He’s sitting in front of me, aching to help me, not because he really wants to see me in a better place. I know that. He knows that. He wants to do this simply to validate his existence and his view of himself. And who does he see himself as? A good guy. The good guy who can help another person out no matter how much of a little shit he thinks they are.
I repeat myself, “Don’t make me do it.”
“But it’s great therapy. Grab a pen, paper, or your ipad…”
“Don’t have an ipad.”
“Or sit down at your computer, and start writing. Listen, I’ve been here before.”
“No you haven’t.”
“Ok, maybe not exactly here, here, but we all struggle you know.”
Gee, who is this genius? Do we? Do we all struggle? I would have never thought. I am not feeling sorry for myself, you asked me how my day was, why my day was the way it was, and what some of my thoughts were. You ask me about my thoughts, I kindly ask you to back off, you ask me to write them down, I kindly ask you to back off…but you just don’t give up.
“You don’t know what happens when I write.”
“You release all that dark energy you have inside of you?”
“Dark energy…you don’t even know what you’re talking about.”
‘You know what I’m talking about. Your negativity is eating you up. Let it go. Write it down.”
“It’s been a year. A tough yet peaceful year because I haven’t written.”
“That’s what I just don’t understand….”
“Right. You know you’ve been so persistent…I might as well show you. A pen and paper, are the only tools I’ll need.”
Don’t. Fuck it. He wants it, he gets it….Breathe.
I’m not sure how much time has passed.
He’s sitting in front of me, tearing up, panting with scars on his face…black and red….in the right hands, a ball-point can be so sharp.
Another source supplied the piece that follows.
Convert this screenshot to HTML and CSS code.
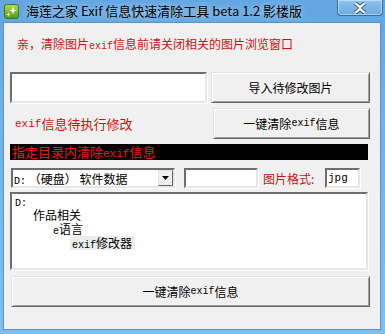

My hands are moist, bloody….it looks like I wrote vigorously. Vigorously enough to rip the paper into bits. Vigorously enough to tattoo my thighs with words and numbers, not all too legible: Bend, NOTHING, daughter, 4, 13 (followed by a massive exclamation mark), center, I Lo(four funny looking letters) you, 6, Brother, LAUGH, water, 3, HOME?, work, work, work, OFF……
There’s more on the walls. I don’t remember getting up.